If that were a white executive editor, I suspect there would have already been plenty of calls for his dismissal. No one wants to be in the position of going after the first Black executive editor in New York Times history, but it also does seem strange that at press time there’s not been one word from him about either situation.

 

Certainly, Dean Baquet needs more time to straighten out things that were wrong prior to his arrival and his track record is such that one would anticipate he understands the necessity for having Black input and participation in the paper’s cultural coverage, and will do something soon to address that issue.

 

-------- XXL folds--------

After 17 years the influential hip-hop publication is folding its print edition.
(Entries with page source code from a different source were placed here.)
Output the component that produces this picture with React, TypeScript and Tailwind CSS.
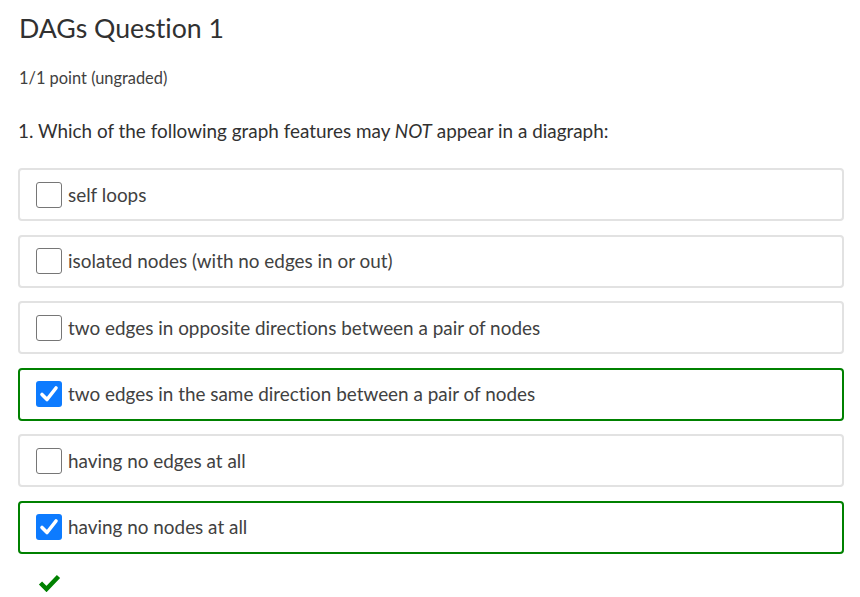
import React from "react";

const options = [
  { label: "self loops", checked: false },
  { label: "isolated nodes (with no edges in or out)", checked: false },
  { label: "two edges in opposite directions between a pair of nodes", checked: false },
  { label: "two edges in the same direction between a pair of nodes", checked: true },
  { label: "having no edges at all", checked: false },
  { label: "having no nodes at all", checked: true },
];

function Box({ checked }: { checked: boolean }) {
  if (checked) {
    return (
      <span className="flex h-[26px] w-[26px] shrink-0 items-center justify-center rounded-[3px] bg-[#0d7bff]">
        <svg width="22" height="22" viewBox="0 0 22 22">
          <path d="M4 11.5 L9 16.5 L18 5" fill="none" stroke="white" strokeWidth="3.6" strokeLinecap="round" strokeLinejoin="round" />
        </svg>
      </span>
    );
  }
  return <span className="h-[26px] w-[26px] shrink-0 rounded-[3px] border-[1.5px] border-[#767676] bg-white" />;
}

export default function App() {
  return (
    <div
      className="min-h-[597px] w-[860px] bg-white text-[#414141] [font-variant-ligatures:none]"
      style={{ fontFamily: "Lato, 'Noto Sans', sans-serif" }}
    >
      <div className="px-[18px] pt-[10px]">
        <h2 className="pl-[1px] text-[26.7px] leading-[36px] text-[#313131]">DAGs Question 1</h2>
        <div className="mt-[22px] pl-[1px] text-[16.4px] leading-[20px] text-[#414141]">1/1 point (ungraded)</div>
        <p className="mt-[31px] text-[18.9px] leading-[24px] text-[#313131]">
          1. Which of the following graph features may <em>NOT</em> appear in a diagraph:
        </p>
        <div className="mt-[25px] flex w-[826px] flex-col gap-[13.5px]">
          {options.map((o) => (
            <div
              key={o.label}
              className={
                "flex h-[53px] items-center gap-[6px] rounded-[4px] border-2 pl-[16px] " +
                (o.checked ? "border-[#008100]" : "border-[#e2e2e2]")
              }
            >
              <Box checked={o.checked} />
              <span className="text-[18.9px] leading-[24px] text-[#414141]">{o.label}</span>
            </div>
          ))}
        </div>
        <div className="mt-[20px] pl-[20px]">
          <svg width="23" height="18" viewBox="0 0 23 18">
            <path d="M2.5 9 L8.5 15 L20.5 2.5" fill="none" stroke="#008100" strokeWidth="4.5" strokeLinejoin="miter" />
          </svg>
        </div>
      </div>
    </div>
  );
}
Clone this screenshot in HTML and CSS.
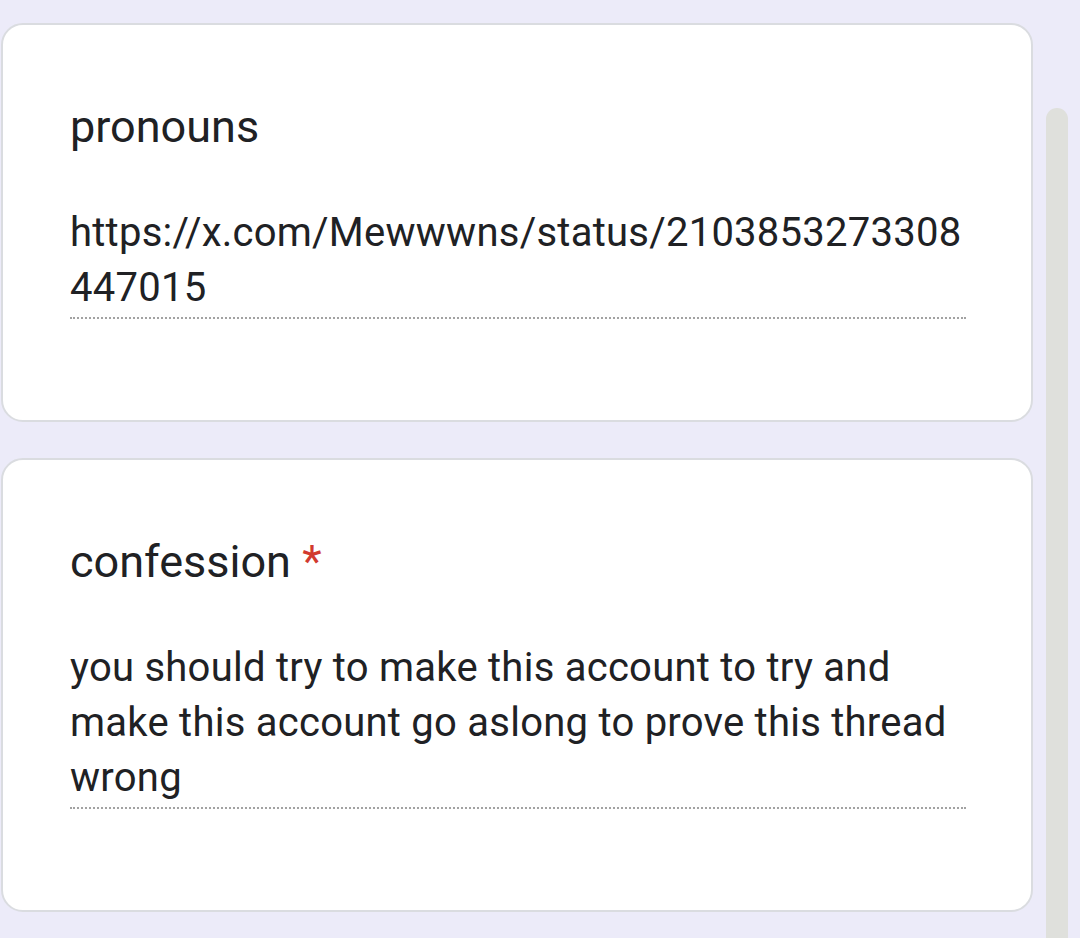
FILE: index.html
```html
<!DOCTYPE html>
<html lang="en">
<head>
<meta charset="utf-8">
<title>Form</title>
<link rel="stylesheet" href="styles.css">
</head>
<body>
<div class="page">
  <main class="form">
    <section class="card">
      <div class="title">pronouns</div>
      <div class="answer">https://x.com/Mewwwns/status/2103853273308447015</div>
    </section>
    <section class="card">
      <div class="title">confession <span class="req">*</span></div>
      <div class="answer">you should try to make this account to try and make this account go aslong to prove this thread wrong</div>
    </section>
  </main>
  <div class="scrollbar"><div class="thumb"></div></div>
</div>
</body>
</html>
```

FILE: styles.css
```css
html, body {
  margin: 0;
  padding: 0;
  background: #ecebf9;
  height: 100%;
  overflow: hidden;
}
.page {
  display: flex;
  align-items: stretch;
  height: 938px;
  font-family: Roboto, "Noto Sans", sans-serif;
  color: #202124;
}
.form {
  display: flex;
  flex-direction: column;
  gap: 36px;
  padding: 23px 0 0 1px;
  width: 1032px;
}
.card {
  background: #ffffff;
  border: 2px solid #dadce0;
  border-radius: 22px;
  padding: 74px 65px 101px 67px;
}
.title {
  font-size: 45px;
  line-height: 56px;
}
.req {
  color: #d23a2e;
}
.answer {
  margin-top: 50px;
  font-size: 40px;
  line-height: 55px;
  letter-spacing: 0.25px;
  overflow-wrap: anywhere;
  padding-bottom: 2px;
  border-bottom: 2px dotted #a2a2a2;
}
.scrollbar {
  margin-left: 13px;
  padding-top: 108px;
  display: flex;
}
.thumb {
  width: 22px;
  background: #dfe0dc;
  border-radius: 11px 11px 0 0;
}
```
Robert Prince’s Journalisms column had the story that XXL has been purchased by Townsend Media, and that the current issue was its final one in print. It will become a digital-only magazine. But the god news was that the company was offering jobs to all 11 people now on staff, and that it will become one of three publications under the Townsend Media umbrella.

 

The other two will be a magazine titled Antenna, aimed at young people, and the return of King, a men’s magazine that had quite an audience at its peak. But the disappearance of XXL means that the three publications which pioneered and at one time dominated the coverage of music, The Source, Vibe and XXL are now digital only. Atlanta-based “Hip Hop Weekly” remains the final survivor, at least in terms of national image and notoriety.

 

(On The Media is a weekly overview of events, personalities and issues involving Blacks and print, broadcast and online media. Sources for stories include Richard Prince’s Journalisms, Black America Web, Black Voices/Huffington Post, The Root and various daily publications.).